I know the connectedComponents function of pyspark's GraphX library will iterate over all the edges of a graph to find the connected components and I'd like to avoid that. How would I do so?
edit:
I thought I could do something like
select connected_components(*) from dataframe
groupby city
where connected_components generates a list of items.
Suppose your data is like this
import org.apache.spark._
import org.graphframes._
val l = List(("Houston","Kyle","Benny"),("Houston","Benny","charles"),
("Houston","Charles","Denny"),("Omaha","carol","Brian"),
("Omaha","Brian","Daniel"),("Omaha","Sara","Marry"))
var df = spark.createDataFrame(l).toDF("city","src","dst")

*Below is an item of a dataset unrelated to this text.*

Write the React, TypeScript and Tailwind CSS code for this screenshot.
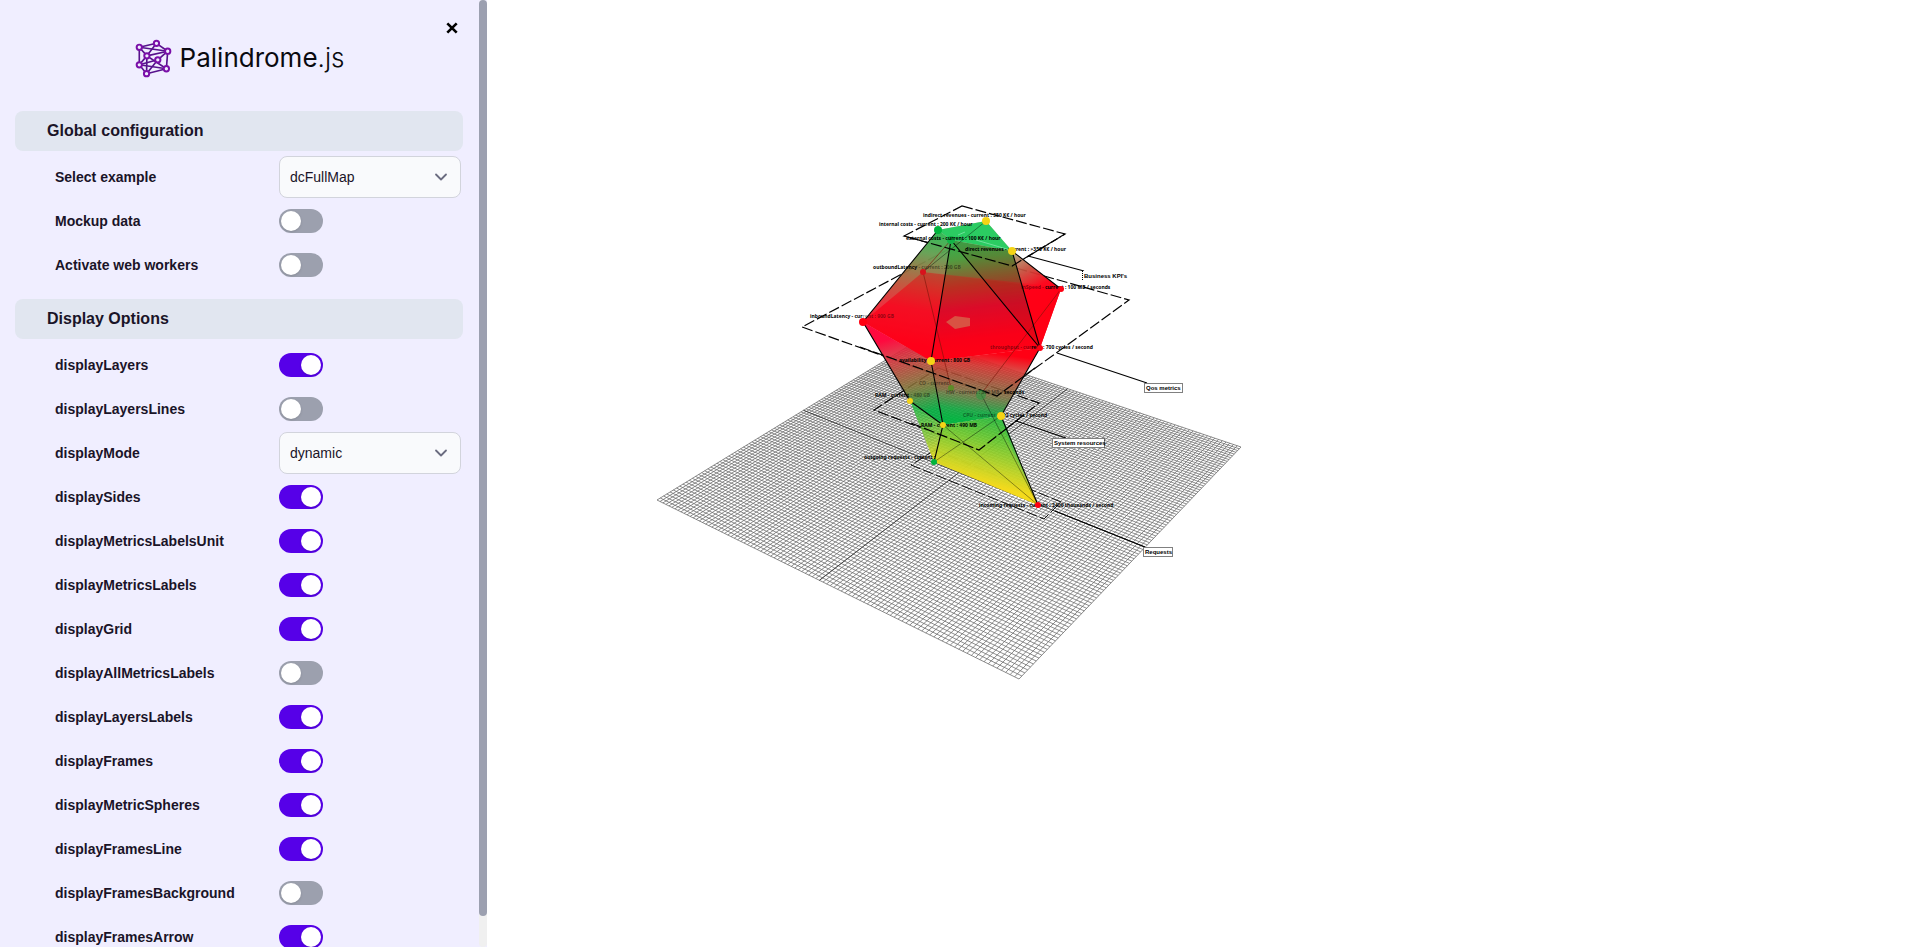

Create a list of cities for which you want to run connected components
cities = List("Houston","Omaha")
Now run a filter on city column for every city in cities list, then create an edge and vertex dataframes from the resulting dataframe. Create a graphframe from these edge and vertices dataframes and run connected components algorithm
val cities = List("Houston","Omaha")
for(city <- cities){
val edges = df.filter(df("city") === city).drop("city")
val vert = edges.select("src").union(edges.select("dst")).
distinct.select(col("src").alias("id"))
val g = GraphFrame(vert,edges)
val res = g.connectedComponents.run()
res.select("id", "component").orderBy("component").show()
}
Output
| id| component|
+-------+------------+
| Kyle|249108103168|
|charles|249108103168|
| Benny|249108103168|
|Charles|721554505728|
| Denny|721554505728|
+-------+------------+
+------+------------+
| id| component|
+------+------------+
| Marry|858993459200|
| Sara|858993459200|
| Brian|944892805120|
| carol|944892805120|
|Daniel|944892805120|
+------+------------+